| INFORMATION SUPPLIED |

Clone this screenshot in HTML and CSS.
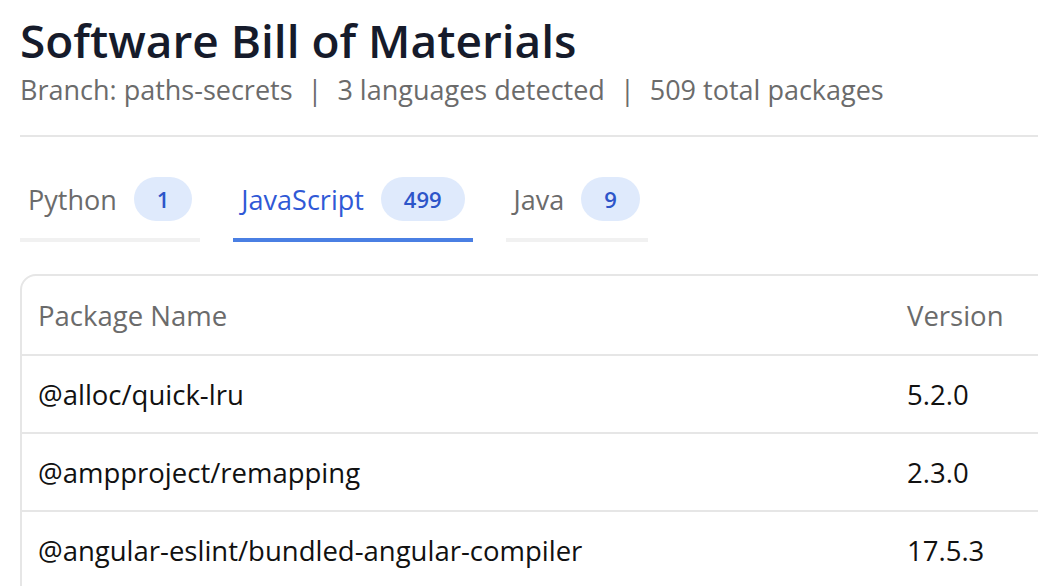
FILE: index.html
```html
<!DOCTYPE html>
<html lang="en">
<head>
    <meta charset="UTF-8">
    <meta name="viewport" content="width=device-width, initial-scale=1.0">
    <title>Software Bill of Materials</title>
    <link rel="stylesheet" href="styles.css">
</head>
<body>
    <div class="page">
        <header class="sbom-header">
            <h1>Software Bill of Materials</h1>
            <p class="meta">Branch: paths-secrets <span class="sep">|</span> 3 languages detected <span class="sep">|</span> 509 total packages</p>
        </header>

        <nav class="tabs">
            <button class="tab">Python <span class="count">1</span></button>
            <button class="tab active">JavaScript <span class="count">499</span></button>
            <button class="tab">Java <span class="count">9</span></button>
        </nav>

        <div class="table-card">
            <table class="packages">
                <thead>
                    <tr>
                        <th>Package Name</th>
                        <th class="col-version">Version</th>
                    </tr>
                </thead>
                <tbody>
                    <tr>
                        <td>@alloc/quick-lru</td>
                        <td class="col-version">5.2.0</td>
                    </tr>
                    <tr>
                        <td>@ampproject/remapping</td>
                        <td class="col-version">2.3.0</td>
                    </tr>
                    <tr>
                        <td>@angular-eslint/bundled-angular-compiler</td>
                        <td class="col-version">17.5.3</td>
                    </tr>
                </tbody>
            </table>
        </div>
    </div>
</body>
</html>
```

FILE: styles.css
```css
html, body {
    margin: 0;
    overflow: hidden;
}
body {
    font-family: "Open Sans", Lato, sans-serif;
    background-color: #fff;
    color: #111;
}
.page {
    width: 1120px;
    padding: 10px 20px 0;
}
.sbom-header {
    border-bottom: 2px solid #e6e6e6;
    padding-bottom: 25px;
}
.sbom-header h1 {
    margin: 0;
    font-size: 46px;
    font-weight: 600;
    color: #161b2b;
    line-height: 60px;
}
.sbom-header .meta {
    margin: 0;
    font-size: 27px;
    color: #6b6b6b;
    line-height: 40px;
}
.sbom-header .sep {
    margin: 0 8px;
}
.tabs {
    display: flex;
    gap: 33px;
    margin-top: 40px;
}
.tab {
    display: flex;
    align-items: center;
    gap: 17px;
    padding: 0 8px 17px;
    border: none;
    border-bottom: 4px solid #f1f1f1;
    background: none;
    font-family: inherit;
    font-size: 27px;
    color: #6b6b6b;
    cursor: pointer;
}
.tab.active {
    color: #3059d6;
    border-bottom-color: #4a7fe3;
}
.tab .count {
    display: inline-block;
    padding: 0 23px;
    height: 44px;
    line-height: 44px;
    border-radius: 22px;
    background-color: #dfeafc;
    color: #2d55c9;
    font-size: 22px;
    font-weight: 600;
    text-align: center;
}
.table-card {
    margin-top: 32px;
    padding-bottom: 14px;
    border: 2px solid #e6e6e6;
    border-radius: 16px;
    overflow: hidden;
}
.packages {
    width: 100%;
    border-collapse: collapse;
}
.packages th,
.packages td {
    text-align: left;
    padding: 0 16px;
    font-size: 27.5px;
    height: 76px;
}
.packages th {
    height: 78px;
    font-weight: 400;
    color: #6b6b6b;
}
.packages tbody td {
    border-top: 2px solid #e6e6e6;
    color: #111;
}
.packages .col-version {
    width: 215px;
}
```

| WHAT IS NEEDED |
Return each line from the material above exactly, but not the pictures.

| RESULT OF THIS EXERCISE |
Clone this screenshot in HTML and CSS.
FILE: index.html
```html
<!DOCTYPE html>
<html lang="en">
<head>
    <meta charset="UTF-8">
    <meta name="viewport" content="width=device-width, initial-scale=1.0">
    <title>Software Bill of Materials</title>
    <link rel="stylesheet" href="styles.css">
</head>
<body>
    <div class="page">
        <header class="sbom-header">
            <h1>Software Bill of Materials</h1>
            <p class="meta">Branch: paths-secrets <span class="sep">|</span> 3 languages detected <span class="sep">|</span> 509 total packages</p>
        </header>

        <nav class="tabs">
            <button class="tab">Python <span class="count">1</span></button>
            <button class="tab active">JavaScript <span class="count">499</span></button>
            <button class="tab">Java <span class="count">9</span></button>
        </nav>

        <div class="table-card">
            <table class="packages">
                <thead>
                    <tr>
                        <th>Package Name</th>
                        <th class="col-version">Version</th>
                    </tr>
                </thead>
                <tbody>
                    <tr>
                        <td>@alloc/quick-lru</td>
                        <td class="col-version">5.2.0</td>
                    </tr>
                    <tr>
                        <td>@ampproject/remapping</td>
                        <td class="col-version">2.3.0</td>
                    </tr>
                    <tr>
                        <td>@angular-eslint/bundled-angular-compiler</td>
                        <td class="col-version">17.5.3</td>
                    </tr>
                </tbody>
            </table>
        </div>
    </div>
</body>
</html>
```

FILE: styles.css
```css
html, body {
    margin: 0;
    overflow: hidden;
}
body {
    font-family: "Open Sans", Lato, sans-serif;
    background-color: #fff;
    color: #111;
}
.page {
    width: 1120px;
    padding: 10px 20px 0;
}
.sbom-header {
    border-bottom: 2px solid #e6e6e6;
    padding-bottom: 25px;
}
.sbom-header h1 {
    margin: 0;
    font-size: 46px;
    font-weight: 600;
    color: #161b2b;
    line-height: 60px;
}
.sbom-header .meta {
    margin: 0;
    font-size: 27px;
    color: #6b6b6b;
    line-height: 40px;
}
.sbom-header .sep {
    margin: 0 8px;
}
.tabs {
    display: flex;
    gap: 33px;
    margin-top: 40px;
}
.tab {
    display: flex;
    align-items: center;
    gap: 17px;
    padding: 0 8px 17px;
    border: none;
    border-bottom: 4px solid #f1f1f1;
    background: none;
    font-family: inherit;
    font-size: 27px;
    color: #6b6b6b;
    cursor: pointer;
}
.tab.active {
    color: #3059d6;
    border-bottom-color: #4a7fe3;
}
.tab .count {
    display: inline-block;
    padding: 0 23px;
    height: 44px;
    line-height: 44px;
    border-radius: 22px;
    background-color: #dfeafc;
    color: #2d55c9;
    font-size: 22px;
    font-weight: 600;
    text-align: center;
}
.table-card {
    margin-top: 32px;
    padding-bottom: 14px;
    border: 2px solid #e6e6e6;
    border-radius: 16px;
    overflow: hidden;
}
.packages {
    width: 100%;
    border-collapse: collapse;
}
.packages th,
.packages td {
    text-align: left;
    padding: 0 16px;
    font-size: 27.5px;
    height: 76px;
}
.packages th {
    height: 78px;
    font-weight: 400;
    color: #6b6b6b;
}
.packages tbody td {
    border-top: 2px solid #e6e6e6;
    color: #111;
}
.packages .col-version {
    width: 215px;
}
```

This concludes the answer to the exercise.